Liz actually acts sensible for once and points out how unlikely it would be for Mr. Marshall to continue teaching if he'd escaped from prison. Unfortunately, Jess and Steven pretty much tell her to shut up, and she does. So close.
At recess the next day, Lila is teaching the girls how to give themselves tattoos. Now, just how wrong does that sound? They're just doing the kind where you draw something in ink on a paper, then lick your skin and press the paper against it so the ink will come off on your skin. Still, the thought of Lila as a tattoo artist is kind of badass.
Suddenly, a police car pulls into the parking lot! The kids race to Mrs. Becker's classroom to see the "showdown!" I cheer because there are only two chapters left in this increasingly ridiculous book!
Inside, Mr. Marshall is talking to a policeman, and he tells the students to take their seats. He announces that it is his last day teaching them, and we come to the most implausible twist of the entire book.
Mr. Marshall, the only adult in Sweet Valley with an I.Q. higher than the average tree, is actually a cop! Not just a competent adult, but a competent member of Sweet Valley's police force! I think I need to go lie down for a minute.

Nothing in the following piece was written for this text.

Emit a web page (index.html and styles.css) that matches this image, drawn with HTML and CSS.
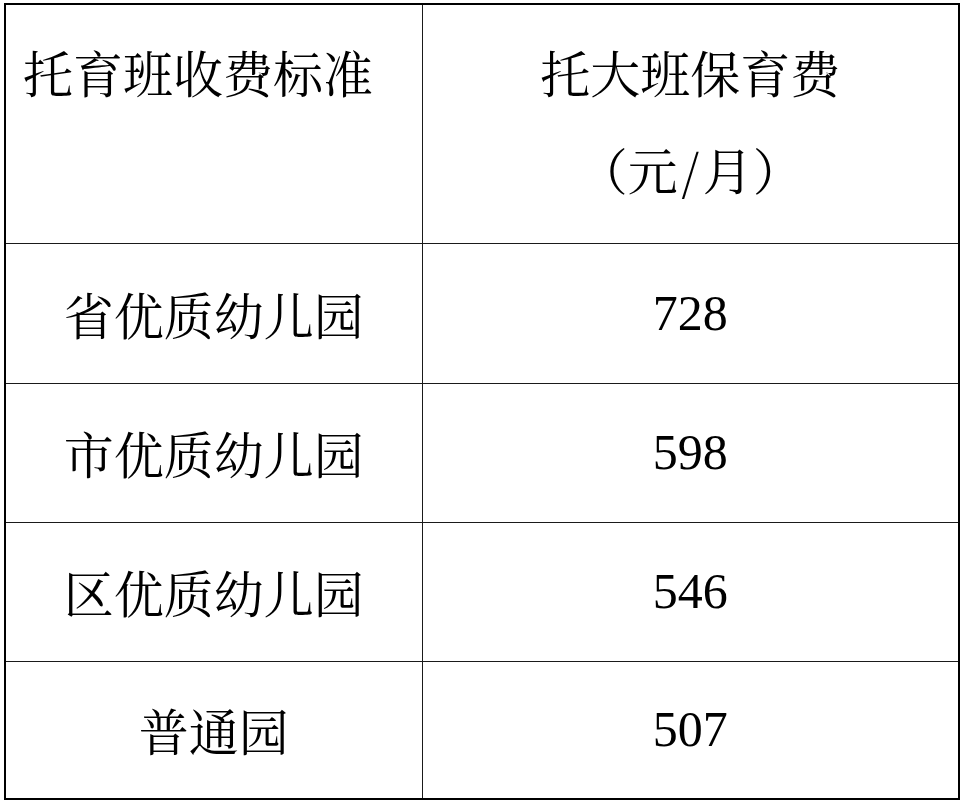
FILE: index.html
```html
<!DOCTYPE html>
<html lang="zh-CN">
<head>
<meta charset="utf-8">
<title>托育班收费标准</title>
<link rel="stylesheet" href="styles.css">
</head>
<body>
<table class="fee-table">
  <colgroup>
    <col class="col-left">
    <col class="col-right">
  </colgroup>
  <tr class="row-head">
    <td class="cell cell-head-left">托育班收费标准</td>
    <td class="cell cell-head-right">托大班保育费<br>（元<span class="slash">/</span>月）</td>
  </tr>
  <tr class="row-a">
    <td class="cell">省优质幼儿园</td>
    <td class="cell num">728</td>
  </tr>
  <tr class="row-b">
    <td class="cell">市优质幼儿园</td>
    <td class="cell num">598</td>
  </tr>
  <tr class="row-b">
    <td class="cell">区优质幼儿园</td>
    <td class="cell num">546</td>
  </tr>
  <tr class="row-c">
    <td class="cell">普通园</td>
    <td class="cell num">507</td>
  </tr>
</table>
</body>
</html>
```

FILE: styles.css
```css
html, body {
  margin: 0;
  padding: 0;
  background: #fff;
}
body {
  padding: 3px 0 0 4px;
}
.fee-table {
  border-collapse: collapse;
  table-layout: fixed;
  width: 954px;
  border: 2px solid #000;
  font-family: "Noto Serif CJK SC", "Liberation Serif", "Noto Sans CJK SC", serif;
  font-size: 50px;
  color: #000;
}
.col-left { width: 417px; }
.col-right { width: 537px; }
.cell {
  border: 1px solid #1a1a1a;
  text-align: center;
  vertical-align: middle;
  padding: 0;
  line-height: 97px;
  white-space: nowrap;
}
.row-head { height: 239px; }
.row-a { height: 140px; }
.row-b { height: 139px; }
.row-c { height: 138px; }
.cell-head-left {
  vertical-align: top;
  text-align: left;
  padding-top: 18px;
  padding-left: 17px;
}
.cell-head-right {
  padding-bottom: 8px;
}
.slash {
  display: inline-block;
  width: 25px;
  text-align: center;
}
.num {
  font-family: "Liberation Serif", serif;
}
```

All of the kids are completely blown away by this perfectly simple explanation that anyone with half a brain could have seen coming, and Mr. Marshall is never heard from again. He must have left town, because I bet he'd never have allowed any of that crap with Margo or William White or the other hundred and thirty-seven criminal activities that could have been prevented by the slightest shred of common sense.
Mrs. Becker is back the next day, feeling much better. I think it would serve her right if half her students came to class with the flu and she caught it all over again. Stupid germ spreader.
She tells the class she has an announcement: a new student from Jamaica will be joining their class, and her name is Eva. The class forgets all about my beloved Mr. Marshall as they prepare for Elizabeth's Valentine.
Farewell, Mr. Marshall. I'll always treasure what could have been. Say hi to Todd's sisterbrother for me, okay?